Dog lying comfortably in a car with a fitted travel harness attached

Common Buying Mistakes to Avoid

Choosing by Looks Instead of Structure

Soft fabric, trendy colors, or a cute silhouette do not tell you much about restraint quality. For car travel, structure beats style every time.

Trusting Marketing Without Checking Fit Logic

A harness can sound impressive and still be wrong for your dog if the adjustment range is poor or the chest area sits in the wrong place.

Buying Too Much Slack for Comfort

Owners often leave extra room because they do not want the dog to feel restricted. In the car, too much slack usually means more forward movement, more twisting, and less stability.

Ignoring Your Dog’s Size and Travel Habits

A calm 10-pound dog on short rides has different needs from a large, strong dog that shifts around on long drives. The best dog harness for car rides should match both body size and travel behavior.

FAQ

What makes a dog seat belt harness safer than a tether alone?

A dog seat belt harness is safer than a tether alone because it spreads restraint force across the chest and body instead of concentrating it at the neck or a single narrow connection point.

Do dog car harnesses need to be crash tested?

They do not legally need to be crash tested in every case, but credible crash-tested or well-documented safety testing is one of the strongest signals that a harness was designed with real restraint performance in mind.

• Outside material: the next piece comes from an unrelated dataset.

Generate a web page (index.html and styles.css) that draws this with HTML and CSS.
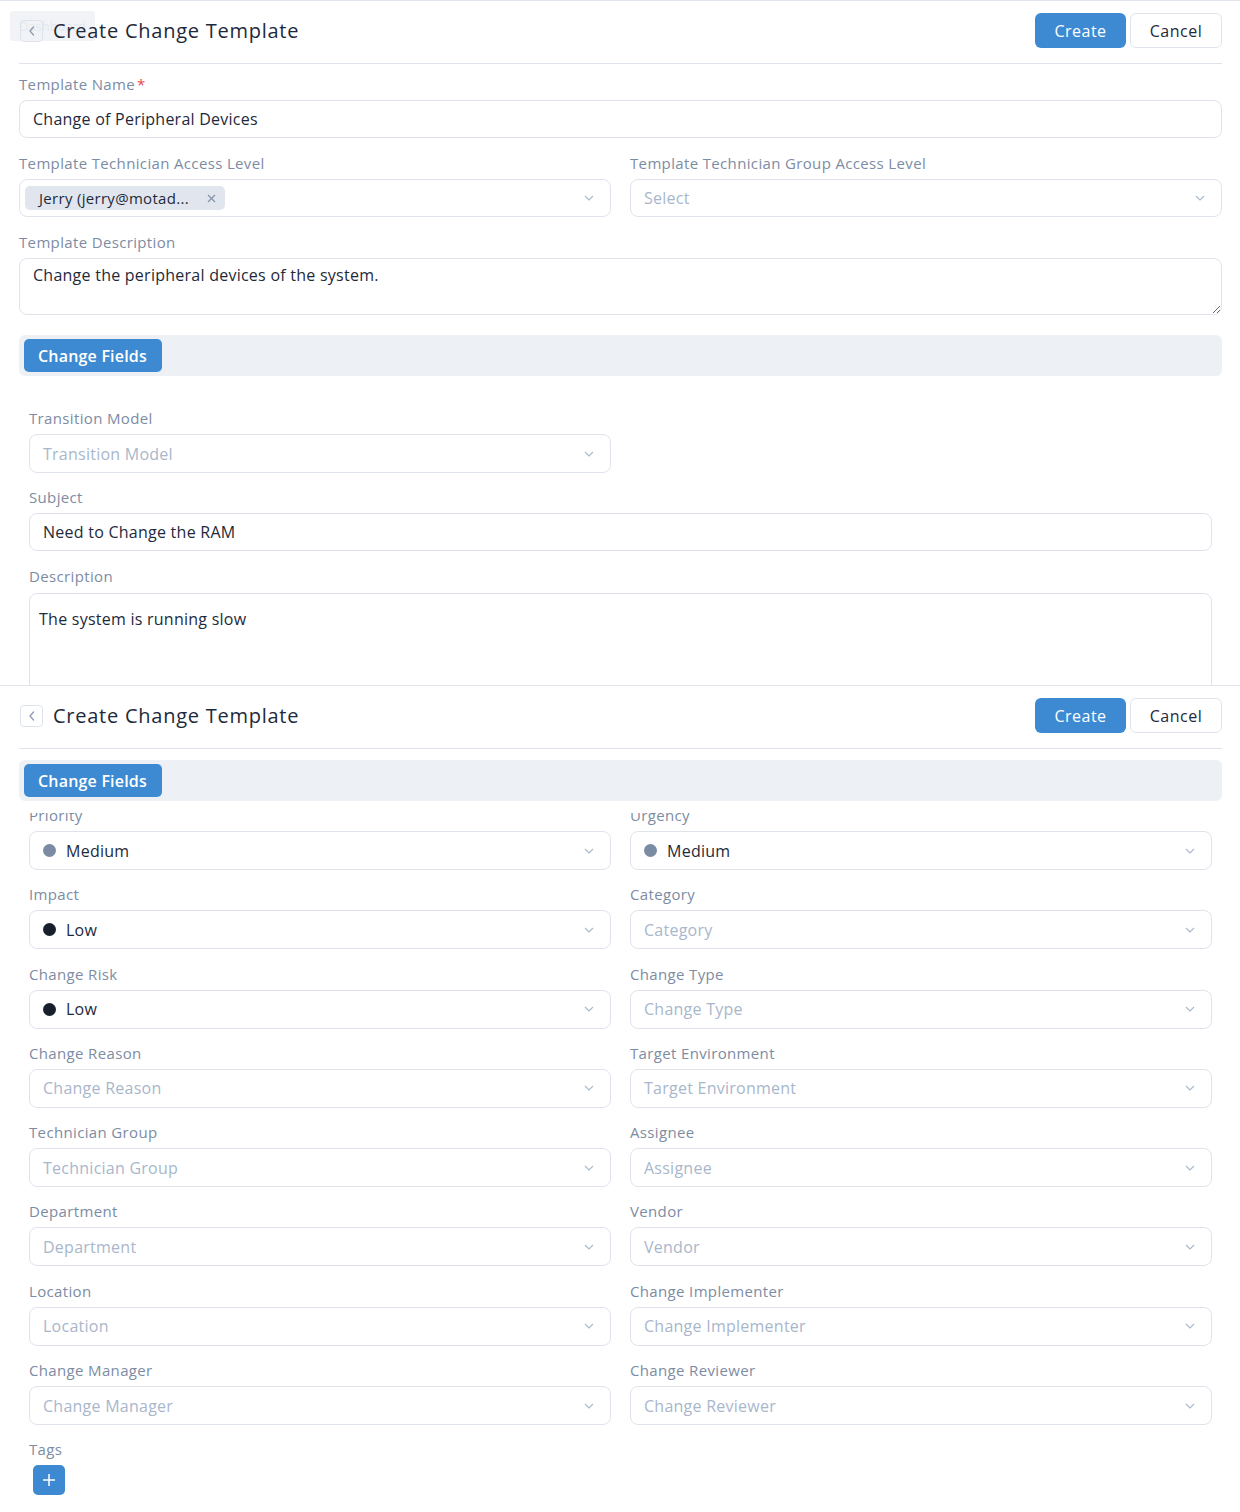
FILE: index.html
```html
<!DOCTYPE html>
<html lang="en">
<head>
<meta charset="utf-8">
<title>Create Change Template</title>
<link rel="stylesheet" href="styles.css">
</head>
<body>

<section class="screen screen-top">
  <header class="page-head">
    <div class="tip">Dashboard</div>
    <button class="back" aria-label="Back"><svg width="10" height="12" viewBox="0 0 10 12"><path d="M6.5 2 L3 6 L6.5 10" fill="none" stroke="#8d9cb2" stroke-width="1.3" stroke-linecap="round" stroke-linejoin="round"/></svg></button>
    <h1 class="title">Create Change Template</h1>
    <div class="actions">
      <button class="btn btn-primary">Create</button>
      <button class="btn btn-default">Cancel</button>
    </div>
  </header>

  <div class="form">
    <div class="field">
      <label class="label">Template Name<span class="req">*</span></label>
      <div class="input">Change of Peripheral Devices</div>
    </div>
    <div class="cols">
      <div class="field">
        <label class="label">Template Technician Access Level</label>
        <div class="select select-tags">
          <span class="tag">Jerry (jerry@motad...<svg class="tag-x" width="9" height="9" viewBox="0 0 9 9"><path d="M1 1 L8 8 M8 1 L1 8" stroke="#8593a8" stroke-width="1.2"/></svg></span>
          <svg class="chev" width="10" height="6" viewBox="0 0 10 6"><path d="M1 1 L5 5 L9 1" fill="none" stroke="#a9b8cc" stroke-width="1.1"/></svg>
        </div>
      </div>
      <div class="field">
        <label class="label">Template Technician Group Access Level</label>
        <div class="select"><span class="ph">Select</span><svg class="chev" width="10" height="6" viewBox="0 0 10 6"><path d="M1 1 L5 5 L9 1" fill="none" stroke="#a9b8cc" stroke-width="1.1"/></svg></div>
      </div>
    </div>
    <div class="field">
      <label class="label">Template Description</label>
      <textarea class="textarea">Change the peripheral devices of the system.</textarea>
    </div>

    <div class="tabbar tabbar-top"><button class="tab">Change Fields</button></div>

    <div class="fields fields-top">
      <div class="field">
        <label class="label">Transition Model</label>
        <div class="select"><span class="ph">Transition Model</span><svg class="chev" width="10" height="6" viewBox="0 0 10 6"><path d="M1 1 L5 5 L9 1" fill="none" stroke="#a9b8cc" stroke-width="1.1"/></svg></div>
      </div>
      <div class="field span2">
        <label class="label">Subject</label>
        <div class="input">Need to Change the RAM</div>
      </div>
      <div class="field span2">
        <label class="label">Description</label>
        <div class="editor">The system is running slow</div>
      </div>
    </div>
  </div>
</section>

<section class="screen screen-bottom">
  <header class="page-head">
    <button class="back" aria-label="Back"><svg width="10" height="12" viewBox="0 0 10 12"><path d="M6.5 2 L3 6 L6.5 10" fill="none" stroke="#8d9cb2" stroke-width="1.3" stroke-linecap="round" stroke-linejoin="round"/></svg></button>
    <h1 class="title">Create Change Template</h1>
    <div class="actions">
      <button class="btn btn-primary">Create</button>
      <button class="btn btn-default">Cancel</button>
    </div>
  </header>

  <div class="tabwrap"><div class="tabbar"><button class="tab">Change Fields</button></div></div>

  <div class="scroll">
    <div class="fields fields-bottom">
      <div class="field">
        <label class="label">Priority</label>
        <div class="select"><span class="dot dot-medium"></span><span class="val">Medium</span><svg class="chev" width="10" height="6" viewBox="0 0 10 6"><path d="M1 1 L5 5 L9 1" fill="none" stroke="#a9b8cc" stroke-width="1.1"/></svg></div>
      </div>
      <div class="field">
        <label class="label">Urgency</label>
        <div class="select"><span class="dot dot-medium"></span><span class="val">Medium</span><svg class="chev" width="10" height="6" viewBox="0 0 10 6"><path d="M1 1 L5 5 L9 1" fill="none" stroke="#a9b8cc" stroke-width="1.1"/></svg></div>
      </div>
      <div class="field">
        <label class="label">Impact</label>
        <div class="select"><span class="dot dot-low"></span><span class="val">Low</span><svg class="chev" width="10" height="6" viewBox="0 0 10 6"><path d="M1 1 L5 5 L9 1" fill="none" stroke="#a9b8cc" stroke-width="1.1"/></svg></div>
      </div>
      <div class="field">
        <label class="label">Category</label>
        <div class="select"><span class="ph">Category</span><svg class="chev" width="10" height="6" viewBox="0 0 10 6"><path d="M1 1 L5 5 L9 1" fill="none" stroke="#a9b8cc" stroke-width="1.1"/></svg></div>
      </div>
      <div class="field">
        <label class="label">Change Risk</label>
        <div class="select"><span class="dot dot-low"></span><span class="val">Low</span><svg class="chev" width="10" height="6" viewBox="0 0 10 6"><path d="M1 1 L5 5 L9 1" fill="none" stroke="#a9b8cc" stroke-width="1.1"/></svg></div>
      </div>
      <div class="field">
        <label class="label">Change Type</label>
        <div class="select"><span class="ph">Change Type</span><svg class="chev" width="10" height="6" viewBox="0 0 10 6"><path d="M1 1 L5 5 L9 1" fill="none" stroke="#a9b8cc" stroke-width="1.1"/></svg></div>
      </div>
      <div class="field">
        <label class="label">Change Reason</label>
        <div class="select"><span class="ph">Change Reason</span><svg class="chev" width="10" height="6" viewBox="0 0 10 6"><path d="M1 1 L5 5 L9 1" fill="none" stroke="#a9b8cc" stroke-width="1.1"/></svg></div>
      </div>
      <div class="field">
        <label class="label">Target Environment</label>
        <div class="select"><span class="ph">Target Environment</span><svg class="chev" width="10" height="6" viewBox="0 0 10 6"><path d="M1 1 L5 5 L9 1" fill="none" stroke="#a9b8cc" stroke-width="1.1"/></svg></div>
      </div>
      <div class="field">
        <label class="label">Technician Group</label>
        <div class="select"><span class="ph">Technician Group</span><svg class="chev" width="10" height="6" viewBox="0 0 10 6"><path d="M1 1 L5 5 L9 1" fill="none" stroke="#a9b8cc" stroke-width="1.1"/></svg></div>
      </div>
      <div class="field">
        <label class="label">Assignee</label>
        <div class="select"><span class="ph">Assignee</span><svg class="chev" width="10" height="6" viewBox="0 0 10 6"><path d="M1 1 L5 5 L9 1" fill="none" stroke="#a9b8cc" stroke-width="1.1"/></svg></div>
      </div>
      <div class="field">
        <label class="label">Department</label>
        <div class="select"><span class="ph">Department</span><svg class="chev" width="10" height="6" viewBox="0 0 10 6"><path d="M1 1 L5 5 L9 1" fill="none" stroke="#a9b8cc" stroke-width="1.1"/></svg></div>
      </div>
      <div class="field">
        <label class="label">Vendor</label>
        <div class="select"><span class="ph">Vendor</span><svg class="chev" width="10" height="6" viewBox="0 0 10 6"><path d="M1 1 L5 5 L9 1" fill="none" stroke="#a9b8cc" stroke-width="1.1"/></svg></div>
      </div>
      <div class="field">
        <label class="label">Location</label>
        <div class="select"><span class="ph">Location</span><svg class="chev" width="10" height="6" viewBox="0 0 10 6"><path d="M1 1 L5 5 L9 1" fill="none" stroke="#a9b8cc" stroke-width="1.1"/></svg></div>
      </div>
      <div class="field">
        <label class="label">Change Implementer</label>
        <div class="select"><span class="ph">Change Implementer</span><svg class="chev" width="10" height="6" viewBox="0 0 10 6"><path d="M1 1 L5 5 L9 1" fill="none" stroke="#a9b8cc" stroke-width="1.1"/></svg></div>
      </div>
      <div class="field">
        <label class="label">Change Manager</label>
        <div class="select"><span class="ph">Change Manager</span><svg class="chev" width="10" height="6" viewBox="0 0 10 6"><path d="M1 1 L5 5 L9 1" fill="none" stroke="#a9b8cc" stroke-width="1.1"/></svg></div>
      </div>
      <div class="field">
        <label class="label">Change Reviewer</label>
        <div class="select"><span class="ph">Change Reviewer</span><svg class="chev" width="10" height="6" viewBox="0 0 10 6"><path d="M1 1 L5 5 L9 1" fill="none" stroke="#a9b8cc" stroke-width="1.1"/></svg></div>
      </div>
      <div class="field span2">
        <label class="label">Tags</label>
        <button class="add-tag" aria-label="Add tag"><svg width="14" height="14" viewBox="0 0 14 14"><path d="M7 1 V13 M1 7 H13" stroke="#fff" stroke-width="1.5"/></svg></button>
      </div>
    </div>
  </div>
</section>

<script src="script.js"></script>
</body>
</html>
```

FILE: styles.css
```css
* { box-sizing: border-box; margin: 0; padding: 0; }

body {
  margin: 0;
  width: 1240px;
  background: #fff;
  color: #1e2a3b;
  font-family: "Open Sans", "Liberation Sans", sans-serif;
  font-size: 15px;
}

button { font-family: inherit; cursor: pointer; }

.screen {
  border-top: 1px solid #e0e5ed;
  padding: 0 18px 0 19px;
  overflow: hidden;
}
.screen-top { height: 685px; }
.screen-bottom { height: 827px; display: flex; flex-direction: column; }

/* header */
.page-head {
  position: relative;
  z-index: 0;
  display: flex;
  align-items: center;
  padding: 12px 0 15px;
  border-bottom: 1px solid #dfe4ec;
}
.tip {
  position: absolute;
  z-index: -1;
  left: -9px;
  top: 10px;
  width: 85px;
  height: 30px;
  border-radius: 3px;
  background: #f1f3f6;
  color: #e4e8ee;
  font-size: 13px;
  line-height: 30px;
  text-align: center;
}
.back {
  width: 23px;
  height: 22px;
  margin-left: 1px;
  border: 1px solid #dfe4ec;
  border-radius: 4px;
  background: transparent;
  display: flex;
  align-items: center;
  justify-content: center;
}
.title {
  margin-left: 10px;
  font-size: 20px;
  font-weight: 500;
  letter-spacing: 0.75px;
  color: #1e2a3b;
  flex: 1;
}
.actions { display: flex; gap: 4px; }
.btn {
  height: 35px;
  border-radius: 6px;
  font-size: 16px;
  letter-spacing: 0.5px;
}
.btn-primary {
  width: 91px;
  border: 0;
  background: #3d8ad3;
  color: #fff;
}
.btn-default {
  width: 92px;
  border: 1px solid #dfe4ec;
  background: #fff;
  color: #1e2a3b;
}

/* form */
.form {
  display: flex;
  flex-direction: column;
  gap: 14px;
  padding-top: 9px;
}
.cols {
  display: grid;
  grid-template-columns: 1fr 1fr;
  column-gap: 19px;
}
.field {
  display: flex;
  flex-direction: column;
  gap: 5px;
  min-width: 0;
}
.label {
  font-size: 15px;
  line-height: 22px;
  letter-spacing: 0.35px;
  color: #7d8ca3;
}
.req { color: #e5484d; margin-left: 2px; }

.input, .select {
  height: 38px;
  border: 1px solid #dfe4ec;
  border-radius: 8px;
  padding: 0 13px;
  display: flex;
  align-items: center;
  font-size: 16px;
  letter-spacing: 0.25px;
  color: #1e2a3b;
  background: #fff;
}
.select { position: relative; }
.select .chev { margin-left: auto; margin-right: 3px; flex: none; }
.ph { color: #a8b7cb; }
.val { color: #1e2a3b; }

.select-tags { padding-left: 5px; }
.tag {
  display: inline-flex;
  align-items: center;
  height: 24px;
  padding: 0 9px 0 14px;
  border-radius: 5px;
  background: #e1e6ee;
  color: #1e2a3b;
  font-size: 15px;
  letter-spacing: 0.3px;
  gap: 18px;
}

.textarea {
  height: 57px;
  border: 1px solid #dfe4ec;
  border-radius: 8px;
  padding: 5px 13px;
  font-family: inherit;
  font-size: 16px;
  letter-spacing: 0.25px;
  line-height: 22px;
  color: #1e2a3b;
  resize: vertical;
  outline: none;
}

/* tab bar */
.tabbar {
  height: 41px;
  padding: 3px 5px;
  border-radius: 6px;
  background: #edf0f5;
  display: flex;
  align-items: center;
}
.tabbar-top { margin-top: 6px; }
.tab {
  height: 33px;
  padding: 0 15px 0 14px;
  border: 0;
  border-radius: 5px;
  background: #3d8ad3;
  color: #fff;
  font-size: 16px;
  font-weight: 600;
  letter-spacing: 0.2px;
}
.tabwrap {
  flex: none;
  padding: 11px 0 12px;
  background: #fff;
}

/* fields grid */
.fields {
  display: grid;
  grid-template-columns: 1fr 1fr;
  column-gap: 19px;
  row-gap: 13.3px;
  padding: 0 10px;
}
.fields-top { padding-top: 17px; }
.fields .select { height: 39px; }
.span2 { grid-column: 1 / -1; }

.editor {
  height: 120px;
  margin-top: 1px;
  border: 1px solid #dfe4ec;
  border-radius: 8px;
  padding: 14px 9px;
  font-size: 16px;
  letter-spacing: 0.25px;
  line-height: 22px;
  color: #1e2a3b;
}

.dot {
  width: 13px;
  height: 13px;
  border-radius: 50%;
  margin-right: 10px;
  flex: none;
}
.dot-medium { background: #7b8ba3; }
.dot-low { background: #18202d; }

.scroll {
  flex: 1;
  min-height: 0;
  overflow: hidden;
}
.fields-bottom { padding-bottom: 60px; }

.add-tag {
  width: 32px;
  height: 30px;
  margin-left: 4px;
  border: 0;
  border-radius: 5px;
  background: #3d8ad3;
  display: flex;
  align-items: center;
  justify-content: center;
}
```

FILE: script.js
```js
document.querySelectorAll('.scroll').forEach(function (el) {
  el.scrollTop = 9;
});
```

How should a dog seat belt harness fit?

It should fit snugly enough to stay centered and secure, but loose enough for two fingers to slide under key straps without rubbing or limiting breathing and shoulder movement.

Summary Takeaway

The best dog seat belt harness for car travel is one that keeps restraint secure, spreads force across the chest, fits properly, and backs up safety claims with something more than vague marketing. If you compare attachment strength, construction quality, fit, and testing details before you buy, you are far more likely to choose a harness that actually improves car travel safety.